SOURCE DATA:
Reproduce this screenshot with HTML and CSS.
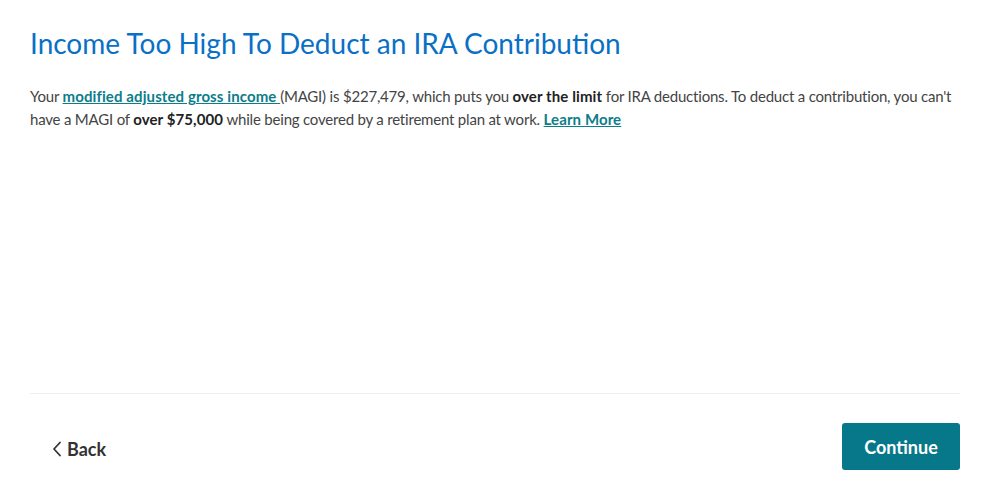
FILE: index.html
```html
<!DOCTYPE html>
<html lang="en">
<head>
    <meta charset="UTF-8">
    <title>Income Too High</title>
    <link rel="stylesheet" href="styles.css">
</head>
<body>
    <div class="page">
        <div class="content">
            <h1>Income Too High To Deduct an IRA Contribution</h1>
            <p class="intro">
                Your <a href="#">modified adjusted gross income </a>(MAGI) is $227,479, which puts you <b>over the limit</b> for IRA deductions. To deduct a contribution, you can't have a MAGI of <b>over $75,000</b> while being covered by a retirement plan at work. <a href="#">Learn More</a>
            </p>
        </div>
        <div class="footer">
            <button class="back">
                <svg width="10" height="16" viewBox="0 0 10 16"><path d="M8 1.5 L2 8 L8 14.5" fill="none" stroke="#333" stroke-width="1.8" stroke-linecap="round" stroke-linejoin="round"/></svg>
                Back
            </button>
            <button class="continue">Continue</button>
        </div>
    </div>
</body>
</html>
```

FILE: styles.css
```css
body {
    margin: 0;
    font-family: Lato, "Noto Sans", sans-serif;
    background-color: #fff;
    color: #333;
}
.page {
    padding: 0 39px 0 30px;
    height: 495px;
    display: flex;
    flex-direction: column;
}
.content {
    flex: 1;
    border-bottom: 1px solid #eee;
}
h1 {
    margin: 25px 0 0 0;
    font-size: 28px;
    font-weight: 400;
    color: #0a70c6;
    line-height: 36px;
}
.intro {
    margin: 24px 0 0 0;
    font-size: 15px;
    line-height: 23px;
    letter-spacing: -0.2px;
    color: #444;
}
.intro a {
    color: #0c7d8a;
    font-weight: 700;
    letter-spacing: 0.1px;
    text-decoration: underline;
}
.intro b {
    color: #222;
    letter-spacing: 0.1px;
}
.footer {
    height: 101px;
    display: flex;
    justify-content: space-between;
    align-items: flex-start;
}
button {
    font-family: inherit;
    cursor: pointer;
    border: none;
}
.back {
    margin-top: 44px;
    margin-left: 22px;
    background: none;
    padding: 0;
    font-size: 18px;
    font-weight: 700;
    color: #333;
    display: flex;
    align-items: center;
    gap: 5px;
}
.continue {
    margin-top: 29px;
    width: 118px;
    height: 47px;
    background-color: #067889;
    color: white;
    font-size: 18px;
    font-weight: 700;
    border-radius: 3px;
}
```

STATED TASK: Do not include the images; transcribe the rest of the listing exactly.

EXERCISE RESPONSE:
Reproduce this screenshot with HTML and CSS.
FILE: index.html
```html
<!DOCTYPE html>
<html lang="en">
<head>
    <meta charset="UTF-8">
    <title>Income Too High</title>
    <link rel="stylesheet" href="styles.css">
</head>
<body>
    <div class="page">
        <div class="content">
            <h1>Income Too High To Deduct an IRA Contribution</h1>
            <p class="intro">
                Your <a href="#">modified adjusted gross income </a>(MAGI) is $227,479, which puts you <b>over the limit</b> for IRA deductions. To deduct a contribution, you can't have a MAGI of <b>over $75,000</b> while being covered by a retirement plan at work. <a href="#">Learn More</a>
            </p>
        </div>
        <div class="footer">
            <button class="back">
                <svg width="10" height="16" viewBox="0 0 10 16"><path d="M8 1.5 L2 8 L8 14.5" fill="none" stroke="#333" stroke-width="1.8" stroke-linecap="round" stroke-linejoin="round"/></svg>
                Back
            </button>
            <button class="continue">Continue</button>
        </div>
    </div>
</body>
</html>
```

FILE: styles.css
```css
body {
    margin: 0;
    font-family: Lato, "Noto Sans", sans-serif;
    background-color: #fff;
    color: #333;
}
.page {
    padding: 0 39px 0 30px;
    height: 495px;
    display: flex;
    flex-direction: column;
}
.content {
    flex: 1;
    border-bottom: 1px solid #eee;
}
h1 {
    margin: 25px 0 0 0;
    font-size: 28px;
    font-weight: 400;
    color: #0a70c6;
    line-height: 36px;
}
.intro {
    margin: 24px 0 0 0;
    font-size: 15px;
    line-height: 23px;
    letter-spacing: -0.2px;
    color: #444;
}
.intro a {
    color: #0c7d8a;
    font-weight: 700;
    letter-spacing: 0.1px;
    text-decoration: underline;
}
.intro b {
    color: #222;
    letter-spacing: 0.1px;
}
.footer {
    height: 101px;
    display: flex;
    justify-content: space-between;
    align-items: flex-start;
}
button {
    font-family: inherit;
    cursor: pointer;
    border: none;
}
.back {
    margin-top: 44px;
    margin-left: 22px;
    background: none;
    padding: 0;
    font-size: 18px;
    font-weight: 700;
    color: #333;
    display: flex;
    align-items: center;
    gap: 5px;
}
.continue {
    margin-top: 29px;
    width: 118px;
    height: 47px;
    background-color: #067889;
    color: white;
    font-size: 18px;
    font-weight: 700;
    border-radius: 3px;
}
```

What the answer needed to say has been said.